## Your task
Everything in the data should be repeated exactly, save for the images.
— start of Data segment —
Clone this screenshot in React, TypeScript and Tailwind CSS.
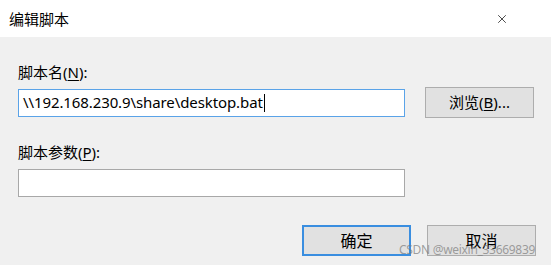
import { X } from "lucide-react";

const font = { fontFamily: '"Noto Sans", "Noto Sans CJK SC", sans-serif' };

const Mn = ({ c }: { c: string }) => <span className="underline underline-offset-2">{c}</span>;

const App = () => {
  return (
    <div className="relative w-[551px] h-[265px] bg-[#f0f0f0] text-black overflow-hidden" style={font}>
      <div className="h-[37px] bg-white flex items-center justify-between pl-[9px] pr-[42px]">
        <span className="text-[15px] leading-[20px]">编辑脚本</span>
        <X className="w-[14px] h-[14px]" strokeWidth={1.2} />
      </div>

      <div className="pl-[18px] pr-[15px] pt-[25px]">
        <div className="text-[15px] leading-[20px]">
          脚本名(<Mn c="N" />):
        </div>
        <div className="flex items-center mt-[5px]">
          <div className="w-[387px] h-[28px] bg-white border border-[#5aa3e8] flex items-center px-[4px] text-[15px] tracking-[-0.1px]">
            <span>\\192.168.230.9\share\desktop.bat</span>
            <span className="w-px h-[18px] bg-black ml-px" />
          </div>
          <button className="ml-[20px] w-[109px] h-[31px] bg-[#e1e1e1] border border-[#adadad] text-[15px]">
            浏览(<Mn c="B" />)...
          </button>
        </div>

        <div className="text-[15px] leading-[20px] mt-[24px]">
          脚本参数(<Mn c="P" />):
        </div>
        <div className="w-[387px] h-[28px] bg-white border border-[#a8a8a8] mt-[7px]" />

        <div className="flex justify-end gap-[16px] mt-[28px]">
          <button className="w-[109px] h-[31px] bg-[#e1e1e1] border-2 border-[#3a8ee0] text-[16px]">确定</button>
          <button className="w-[109px] h-[31px] bg-[#e1e1e1] border border-[#adadad] text-[16px]">取消</button>
        </div>
      </div>

      <span className="absolute left-[399px] top-[242px] whitespace-nowrap text-[12px] leading-[16px] tracking-[-0.3px] text-[#7a7a7a]/70">
        CSDN @weixin_33669839
      </span>
    </div>
  );
};

export default App;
— end of Data segment —
## Solution to this exercise
Clone this screenshot in React, TypeScript and Tailwind CSS.
import { X } from "lucide-react";

const font = { fontFamily: '"Noto Sans", "Noto Sans CJK SC", sans-serif' };

const Mn = ({ c }: { c: string }) => <span className="underline underline-offset-2">{c}</span>;

const App = () => {
  return (
    <div className="relative w-[551px] h-[265px] bg-[#f0f0f0] text-black overflow-hidden" style={font}>
      <div className="h-[37px] bg-white flex items-center justify-between pl-[9px] pr-[42px]">
        <span className="text-[15px] leading-[20px]">编辑脚本</span>
        <X className="w-[14px] h-[14px]" strokeWidth={1.2} />
      </div>

      <div className="pl-[18px] pr-[15px] pt-[25px]">
        <div className="text-[15px] leading-[20px]">
          脚本名(<Mn c="N" />):
        </div>
        <div className="flex items-center mt-[5px]">
          <div className="w-[387px] h-[28px] bg-white border border-[#5aa3e8] flex items-center px-[4px] text-[15px] tracking-[-0.1px]">
            <span>\\192.168.230.9\share\desktop.bat</span>
            <span className="w-px h-[18px] bg-black ml-px" />
          </div>
          <button className="ml-[20px] w-[109px] h-[31px] bg-[#e1e1e1] border border-[#adadad] text-[15px]">
            浏览(<Mn c="B" />)...
          </button>
        </div>

        <div className="text-[15px] leading-[20px] mt-[24px]">
          脚本参数(<Mn c="P" />):
        </div>
        <div className="w-[387px] h-[28px] bg-white border border-[#a8a8a8] mt-[7px]" />

        <div className="flex justify-end gap-[16px] mt-[28px]">
          <button className="w-[109px] h-[31px] bg-[#e1e1e1] border-2 border-[#3a8ee0] text-[16px]">确定</button>
          <button className="w-[109px] h-[31px] bg-[#e1e1e1] border border-[#adadad] text-[16px]">取消</button>
        </div>
      </div>

      <span className="absolute left-[399px] top-[242px] whitespace-nowrap text-[12px] leading-[16px] tracking-[-0.3px] text-[#7a7a7a]/70">
        CSDN @weixin_33669839
      </span>
    </div>
  );
};

export default App;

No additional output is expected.